I'm Done with Ubuntu

Ubuntu Upgrades and Stability

  • Many commenters echo the OP: desktop upgrades (including LTS→LTS) have repeatedly broken systems—networking, RAID, boot, or whole installs.
  • Others report smooth multi-version upgrades (even from 14.04→current) and suggest problems often correlate with complex setups or non‑LTS releases.
  • Several now avoid in‑place upgrades entirely, preferring periodic clean installs across all OSes.

Snaps and Ubuntu “Enshittification”

  • Snaps are a central grievance: slow startup (notably Firefox), odd filesystem sandboxes breaking apps, home-directory clutter, and Ubuntu silently replacing .deb packages with snaps.
  • People resent having to maintain PPAs, pinning rules, and manual “snapectomy” scripts just to keep deb-based workflows.
  • Some see telemetry incidents (e.g., past Amazon search integration, ubuntu‑pro auto-install) and mounting “security” features as loss of user control and trust.

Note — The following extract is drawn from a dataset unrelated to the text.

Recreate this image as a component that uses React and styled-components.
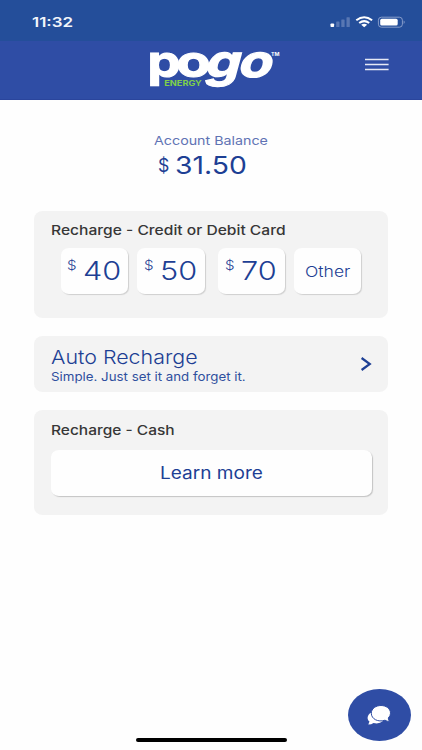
import React from "react";
import styled, { createGlobalStyle } from "styled-components";

const GlobalStyle = createGlobalStyle`
    * { box-sizing: border-box; }
    body {
        margin: 0;
        background-color: #fefefe;
        font-family: Inter, "Liberation Sans", sans-serif;
    }
    button {
        font-family: inherit;
        border: none;
        padding: 0;
        cursor: pointer;
    }
`;

const Screen = styled.div`
    position: relative;
    display: flex;
    flex-direction: column;
    height: 750px;
    overflow: hidden;
`;

const StatusBar = styled.div`
    display: flex;
    justify-content: space-between;
    align-items: center;
    height: 41px;
    padding: 2px 17px 0 32px;
    background-color: #244e9a;
`;

const StatusIcons = styled.svg`
    width: 76px;
    height: 14px;
`;

const Header = styled.header`
    display: flex;
    justify-content: space-between;
    align-items: flex-start;
    height: 59px;
    padding: 8px 33px 0 148px;
    background-color: #2f4da5;
    border-bottom: 1px solid #2a459c;
`;

const Logo = styled.svg`
    width: 136px;
    height: 42px;
    overflow: visible;
`;

const MenuButton = styled.button`
    width: 24px;
    height: 14px;
    margin-top: 9px;
    background: none;
    & svg { display: block; }
`;

/* The app's type is wider than Inter, so each label is stretched from its left edge */
const Label = styled.span`
    display: block;
    width: max-content;
    white-space: nowrap;
    line-height: ${({ $line }) => $line || 20}px;
    font-size: ${({ $size }) => $size}px;
    font-weight: ${({ $weight }) => $weight || 400};
    color: ${({ $color }) => $color || "#1d3f94"};
    transform: scaleX(${({ $stretch }) => $stretch || 1.18});
    transform-origin: left center;
`;

const Balance = styled.section`
    height: 110.5px;
    padding: 31px 0 0 154px;
`;

const Amount = styled.div`
    display: flex;
    padding: 2px 0 0 4px;
    & > :first-child { width: 17px; }
`;

const Card = styled.section`
    height: ${({ $height }) => $height}px;
    margin: 0 34px 18.3px;
    padding: ${({ $top }) => $top || 9.5}px 16px 0 17px;
    border-radius: 9px / 8px;
    background-color: #f3f3f3;
`;

const Options = styled.div`
    display: flex;
    margin: 8px 0 0 9.5px;
`;

const Tile = styled.button`
    display: flex;
    width: 67.5px;
    height: 45.5px;
    margin-right: ${({ $gap }) => $gap || 0}px;
    padding-left: ${({ $left }) => $left}px;
    border-radius: 8px / 7px;
    background-color: #fefefe;
    box-shadow: 1px 1px 1px #cfcfcf;
    & > :nth-child(2) { margin-left: 8px; }
`;

const LinkCard = styled(Card)`
    display: flex;
    justify-content: space-between;
`;

const Chevron = styled.svg`
    width: 12px;
    height: 16px;
    margin-top: 9px;
`;

const WideButton = styled.button`
    display: block;
    width: 321px;
    height: 46px;
    margin-top: 10.5px;
    padding-left: 108.5px;
    border-radius: 8px / 7px;
    background-color: #fefefe;
    box-shadow: 1px 1px 1px #c4c4c4;
`;

const ChatButton = styled.button`
    position: absolute;
    left: 347.5px;
    top: 688.8px;
    width: 63px;
    height: 52px;
    border-radius: 50%;
    background-color: #2f4da5;
    & svg { display: block; }
`;

const HomeIndicator = styled.div`
    position: absolute;
    left: 136px;
    bottom: 8px;
    width: 151px;
    height: 4.5px;
    border-radius: 3px;
    background-color: #000;
`;

const amounts = [
    { value: "40", left: 6.5, gap: 9 },
    { value: "50", left: 6.5, gap: 13 },
    { value: "70", left: 7.5, gap: 8.5 },
];

export default function App() {
    return (
        <Screen>
            <GlobalStyle />
            <StatusBar>
                <Label $size={13.6} $line={22} $weight={600} $color="#f2f5fb" $stretch={1.25}>11:32</Label>
                <StatusIcons viewBox="0 0 76 14">
                    <rect x="1.5" y="8.5" width="3.6" height="3.5" rx="0.8" fill="#fff" />
                    <g fill="#5877b3">
                        <rect x="7.2" y="6.5" width="3.3" height="5.5" rx="0.6" />
                        <rect x="12.3" y="4.4" width="3.3" height="7.6" rx="0.6" />
                        <rect x="17.5" y="2.2" width="3.3" height="9.8" rx="0.6" />
                    </g>
                    <g fill="none" stroke="#fff" strokeWidth="2">
                        <path d="M27.3 5.3Q35.2 -0.9 43.1 5.3" />
                        <path d="M30.2 8Q35.2 4.2 40.2 8" />
                    </g>
                    <path d="M32.2 9.7Q35.2 7.7 38.2 9.7L35.2 12.2Z" fill="#fff" />
                    <rect x="49.4" y="2.2" width="24" height="10" rx="3" fill="none" stroke="#91a5cf" strokeWidth="0.9" />
                    <rect x="51.2" y="3.8" width="17.5" height="6.8" rx="1.6" fill="#fff" />
                    <path d="M74.7 5.5Q76.6 7.2 74.7 8.9Z" fill="#91a5cf" />
                </StatusIcons>
            </StatusBar>

            <Header>
                <Logo viewBox="0 0 136 42" fontFamily="Inter, sans-serif">
                    <g fill="#fff" stroke="#fff" strokeWidth="1.2" fontSize="44.5" fontWeight="700">
                        <text transform="translate(-0.5 28.4) scale(1.18 1)">p</text>
                        <text transform="translate(28.5 28.4) scale(1.25 1)">o</text>
                        <text transform="translate(55.5 28.4) skewX(-15) scale(1.24 1)">g</text>
                        <text transform="translate(88.5 28.4) skewX(-15) scale(1.24 1)">o</text>
                    </g>
                    <text x="16.3" y="37.3" fontSize="7.8" fontWeight="700" fill="#7ed04b" textLength="37.5" lengthAdjust="spacingAndGlyphs">ENERGY</text>
                    <text x="123" y="7.3" fontSize="4.8" fontWeight="700" fill="#fff" textLength="8.5" lengthAdjust="spacingAndGlyphs">TM</text>
                </Logo>
                <MenuButton aria-label="Menu">
                    <svg width="24" height="14" viewBox="0 0 24 14">
                        <path d="M0 1.5H23.6M0 6.5H23.6M0 11.5H23.6" stroke="#e6e9f5" strokeWidth="1.6" />
                    </svg>
                </MenuButton>
            </Header>

            <Balance>
                <Label $size={12.2} $color="#6073b4" $stretch={1.17}>Account Balance</Label>
                <Amount>
                    <Label $size={18} $line={26} $stretch={0.98}>$</Label>
                    <Label $size={24} $line={26}>31.50</Label>
                </Amount>
            </Balance>

            <Card $height={107.5}>
                <Label $size={13.2} $weight={500} $color="#373737" $stretch={1.183}>Recharge - Credit or Debit Card</Label>
                <Options>
                    {amounts.map(({ value, left, gap }) =>
                        <Tile key={value} $left={left} $gap={gap}>
                            <Label $size={12.8} $line={35} $weight={300}>$</Label>
                            <Label $size={26} $line={46} $weight={300}>{value}</Label>
                        </Tile>
                    )}
                    <Tile $left={11}>
                        <Label $size={15} $line={47} $weight={300} $stretch={1.17}>Other</Label>
                    </Tile>
                </Options>
            </Card>

            <LinkCard $height={55.5} $top={11}>
                <div>
                    <Label $size={19.3} $weight={300} $stretch={1.11}>Auto Recharge</Label>
                    <Label $size={11.8} $color="#2f4f9e" $stretch={1.127}>Simple. Just set it and forget it.</Label>
                </div>
                <Chevron viewBox="0 0 12 16">
                    <path d="M1.6 2L9.8 8L1.6 14" fill="none" stroke="#1d3f94" strokeWidth="2.2" />
                </Chevron>
            </LinkCard>

            <Card $height={104.5}>
                <Label $size={13.2} $weight={500} $color="#373737" $stretch={1.175}>Recharge - Cash</Label>
                <WideButton>
                    <Label $size={16.8} $stretch={1.135}>Learn more</Label>
                </WideButton>
            </Card>

            <ChatButton aria-label="Chat">
                <svg width="63" height="52" viewBox="0 0 63 52">
                    <path d="M25 23C19.8 24 17.8 30 21.5 32.5L20.3 35.5Q23.5 35.5 25.5 34Q31 35.5 35 32Z" fill="#fff" />
                    <path d="M33 16.5C38 16.5 42.5 19.6 42.5 24.2Q42.5 27 40.3 29Q40.3 31 41.7 32.5Q38.8 32.5 37 31.2C30 33.5 23.3 30 23.3 24.2C23.3 19.6 28 16.5 33 16.5Z" fill="#fff" stroke="#2f4da5" strokeWidth="1" />
                </svg>
            </ChatButton>
            <HomeIndicator />
        </Screen>
    );
}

Alternatives: Fedora, Debian, Arch & Others

  • Fedora is the most commonly cited refuge: modern kernels, good hardware support, smooth upgrades, no snaps, first‑class Flatpak. Some warn about NVIDIA pain, smaller repos, fast release cadence, or specific hardware bugs.
  • Debian is framed as “Ubuntu without the BS”: stable, predictable, huge .deb ecosystem. Many ex‑Ubuntu users moved servers and desktops there; testing/unstable or backports address old‑kernel issues.
  • Arch, Manjaro, EndeavourOS, NixOS, OpenSUSE (esp. Tumbleweed), Mint, Pop!_OS, Slackware, Linux Mint Debian Edition, Bazzite, and image-based Fedora spins are all mentioned as viable paths, depending on appetite for rolling vs stability.

Gaming and Desktop UX

  • Experiences diverge: some say Linux gaming (with Steam/Proton) is now fine or even superior to Windows for many titles; others still dual‑boot or stick to Windows for VR, anti‑cheat, or vendor launchers.
  • GNOME’s defaults (no minimize/maximize, workflow changes) and Unity’s history split opinion; many users simply swap DEs (KDE, MATE, i3, tiling WMs).

LTS, Security, and Philosophy

  • Several argue LTS on desktops leads to outdated kernels and missing features; others value exactly that conservatism.
  • There’s tension between “no updates, no breakage” nostalgia (even running Windows 7) and the strong counterpoint that unpatched systems are serious security risks.
  • Broader frustration emerges around constantly shifting “cool” distros and the effort required to keep Linux desktops both modern and reliable.